Doch ihren wohl bekanntesten Beitrag leistete Emmy Noether in der theoretischen Physik mit ihrem Aufsatz Invariante Variationsprobleme aus dem Jahr 1918. Das darin formulierte und heute so genannte „Noether-Theorem“ entwickelte sich in der zweiten Hälfte des 20. Jahrhunderts zu einer der wichtigsten Grundlagen der modernen Physik. Auslöser ihrer Arbeit war ein Problem, das Hilbert in Einsteins Allgemeiner Relativitätstheorie wähnte: Das Prinzip der (lokalen) Energieerhaltung schien darin verletzt, so Hilbert. Noether löste die scheinbare Unvereinbarkeit der Einstein‘schen Theorie mit diesem Grundprinzip der Physik auf sehr elegante Weise auf und konnte dabei einen viel allgemeineren Zusammenhang entwickeln. Einstein war derart beindruckt von ihrer Arbeit, dass er schrieb: „Gestern erhielt ich von Fr. Noether eine sehr interessante Arbeit über Invariantenbildung. Es imponiert mir, dass man die Dinge von so allgemeinem Standpunkt übersehen kann. Es hätte den Göttinger Feldgrauen nichts geschadet, wenn sie zu Frl. Noether in die Schule geschickt worden wären!“
Das Noether Theorem besagt, dass jeder kontinuierlichen (mathematisch genauer: differenzierbaren) Symmetrie eines physikalischen Systems eine Erhaltungsgröße entspricht, und umgekehrt. Was bedeutet dies konkret? Mit „Symmetrie“ ist hier eine Transformation gemeint, die das Verhalten eines physikalischen Systems nicht ändert. So macht es beispielsweise keinen Unterschied, ob man ein Experiment heute, morgen oder in einem Jahr (oder in einer Milliarden Jahren) durchführt. Physiker sprechen auch von der „Homogenität der Zeit“. Analog dazu gibt es die „Homogenität des Raums“: Wo ich ein Experiment ausführe, spielt ebenso keine Rolle. Das Ergebnis sollte (bei identischen Randbedingungen, d.h. keine verschieden wirkende äusseren Kräfte) das gleiche sein. Das mag schnell einleuchten, aber die Konsequenzen daraus sind alles andere als trivial. Denn aus diesen Invarianzen ergeben sich direkt physikalische Erhaltungsgrössen.
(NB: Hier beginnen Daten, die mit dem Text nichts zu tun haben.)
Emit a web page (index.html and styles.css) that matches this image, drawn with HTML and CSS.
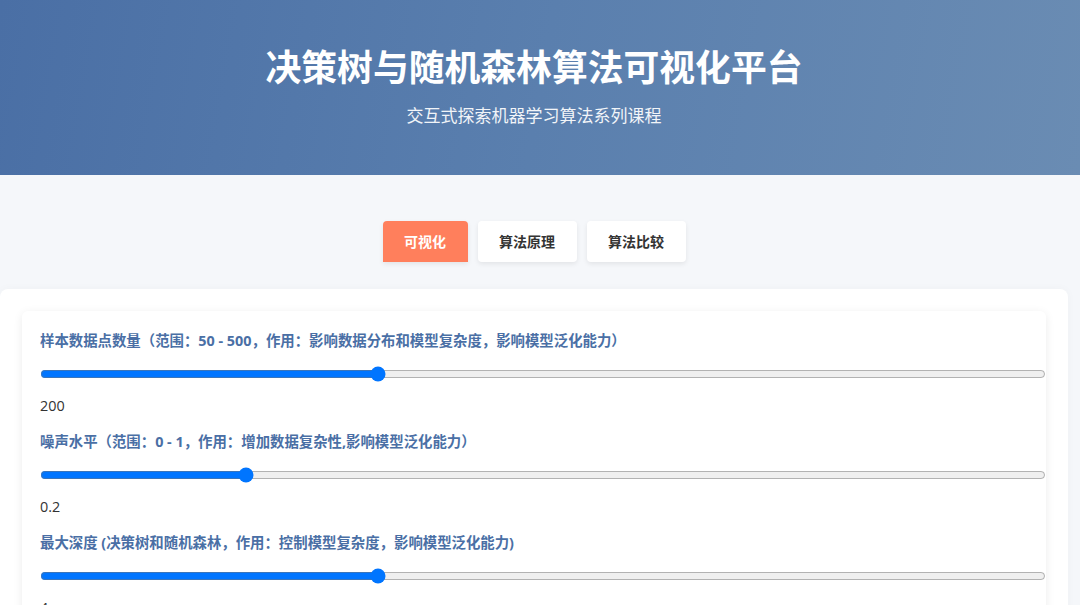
FILE: index.html
```html
<!DOCTYPE html>
<html lang="zh">

<head>
    <meta charset="utf-8">
    <title>决策树与随机森林算法可视化平台</title>
    <link rel="stylesheet" href="styles.css">
</head>

<body>
    <header class="header">
        <h1>决策树与随机森林算法可视化平台</h1>
        <p>交互式探索机器学习算法系列课程</p>
    </header>

    <nav class="tabs">
        <button class="tab active">可视化</button>
        <button class="tab">算法原理</button>
        <button class="tab">算法比较</button>
    </nav>

    <div class="container">
        <div class="controls">
            <div class="control_group">
                <label for="n_samples">样本数据点数量（范围：50 - 500，作用：影响数据分布和模型复杂度，影响模型泛化能力）</label>
                <input type="range" id="n_samples" min="50" max="500" value="200">
                <div class="value">200</div>
            </div>
            <div class="control_group">
                <label for="noise">噪声水平（范围：0 - 1，作用：增加数据复杂性,影响模型泛化能力）</label>
                <input type="range" id="noise" min="0" max="1" step="0.1" value="0.2">
                <div class="value">0.2</div>
            </div>
            <div class="control_group">
                <label for="max_depth">最大深度 (决策树和随机森林，作用：控制模型复杂度，影响模型泛化能力)</label>
                <input type="range" id="max_depth" min="1" max="10" value="4">
                <div class="value">4</div>
            </div>
        </div>
    </div>
</body>

</html>
```

FILE: styles.css
```css
    body {
        margin: 0;
        background: #f5f7fa;
        font-family: "Open Sans", "Noto Sans CJK SC", sans-serif;
        color: #333;
    }

    /* 顶部标题栏 */
    .header {
        height: 175px;
        box-sizing: border-box;
        padding: 42px 12px 0 0;
        text-align: center;
        color: #fff;
        background: linear-gradient(100deg, #4a6fa5 0%, #5a7fae 50%, #6a8cb3 100%);
    }

    .header h1 {
        margin: 0;
        font-size: 35.8px;
        line-height: 46px;
        font-weight: 700;
        font-family: "Noto Sans CJK SC", sans-serif;
    }

    .header p {
        margin: 15px 0 0;
        font-size: 17px;
        line-height: 24px;
        opacity: 0.92;
        font-family: "Noto Sans CJK SC", sans-serif;
    }

    /* 标签切换 */
    .tabs {
        display: flex;
        justify-content: center;
        gap: 10px;
        margin: 46px 0 27px;
        padding-right: 12px;
    }

    .tab {
        border: none;
        background: #fff;
        color: #333;
        font-family: "Noto Sans CJK SC", sans-serif;
        font-size: 14px;
        font-weight: 700;
        line-height: 21px;
        padding: 10px 21.5px;
        border-radius: 4px;
        box-shadow: 0 2px 5px rgba(0, 0, 0, 0.08);
    }

    .tab.active {
        background: #ff7f5c;
        color: #fff;
        border-radius: 4px 4px 0 0;
    }

    /* 主体 */
    .container {
        width: 1068px;
        box-sizing: border-box;
        background: #fff;
        border-radius: 8px;
        padding: 22px;
        min-height: 400px;
        box-shadow: 0 0 10px rgba(0, 0, 0, 0.03);
    }

    .controls {
        background: #fff;
        border-radius: 6px;
        padding: 20px 0 20px 18px;
        box-shadow: 0 2px 10px rgba(0, 0, 0, 0.08);
    }

    .control_group {
        margin-bottom: 16px;
    }

    .control_group label {
        display: block;
        font-size: 14.4px;
        line-height: 20px;
        font-weight: 700;
        color: #4a6fa5;
        margin-bottom: 15px;
    }

    .control_group input[type="range"] {
        display: block;
        width: 100%;
        height: 16px;
        margin: 2px 0;
    }

    .value {
        margin-top: 14px;
        font-size: 14.4px;
        line-height: 20px;
        color: #333;
    }
```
Der Homogenität der Zeit entspricht das wichtige physikalische Prinzip der Energieerhaltung: In jedem physikalischen System bleibt die Gesamtenergie erhalten. Analog entspricht der Homogenität des Raumes die Erhaltung des Impulses. Tatsächlich gilt ganz allgemein, dass immer dann, wenn sich in einem mathematischen Naturgesetz eine Symmetrie finden lässt, es eine dazu gehörige Erhaltungsgrösse geben muss. Ein erstaunlicher Zusammenhang, für die es die geniale Einsicht Emmy Noethers bedurfte (der grösste Mathematiker und der grösste Physiker des 20. Jahrhunderts hatten sich an diesem Problem die Zähne ausgebissen). Besonders in den modernen Quantenfeldtheorien, wo sehr viel abstraktere Symmetrien als räumliche oder zeitliche Homogenität bedeutende Rollen spielen (so genannte „Eichsymmetrien“, die beispielsweise der Erhaltung der elektrischen Ladung entsprechen), ergeben sich aus dem Noether-Theorem wichtige Hinweise auf die fundamentalen Eigenschaften der physikalischen Strukturen in unserer Welt, sowie nützliche Rechenmethoden und Hinweise für mögliche experimentelle Überprüfungen physikalischer Theorien.
Ihre mathematischen Eisichten machen Emmy Noether zu einem der wenigen Menschen überhaupt (wahrscheinlich der erste seit Isaac Newton), deren Arbeiten sowohl für die Physik als auch für die reine Mathematik derart bedeutend waren, dass sie wohl beide Auszeichnungen, den Physik-Nobelpreis und die Fields-Medaille der Mathematik verdient hätten (die Fields Medaille gibt es erst seit 1936 und hat eine Altersgrenze von 40 Jahren (was David Hilbert ausschliesst, Noether war bei Publikation ihres bekanntesten Aufsatzes 36), den Nobelpreis seit 1901).
Es ist zuletzt aber auch Emmy Noether zu verdanken, dass Frauen heute einen besseren Zugang zu mathematischer Ausbildung und akademischen Positionen haben. In den USA gibt es heute beispielsweise die „Noether Lectures“, eine jährliche Ehrung der Association for Woman in Mathematics für Frauen, die fundamentale und nachhaltige Beiträge zur Mathematik geleistet haben. Die Liste verdienter Mathematikerinnen hat seit der zweiten Hälfte des 20. Jahrhundert ein rasantes Wachstum hingelegt, was Aussagen eines Larry Summers als eine unbekömmliche Mischung aus Arroganz und Ignoranz entlarvt. Man muss nicht Feministin oder Feminist sein um zu mutmassen, dass unsere Nachkommen in 100 Jahren die zweite Hälfte des 20. Jahrhunderts vielleicht als den Zeitpunkt erkennen werden, an dem die Menschheit endlich einen lange brachgelegenen Teil ihres mathematischen und intellektuellen Kapitals freigesetzt hat. Emmy Noether könnte sich also auch in dieser Hinsicht letztlich als eine Pionierin erweisen.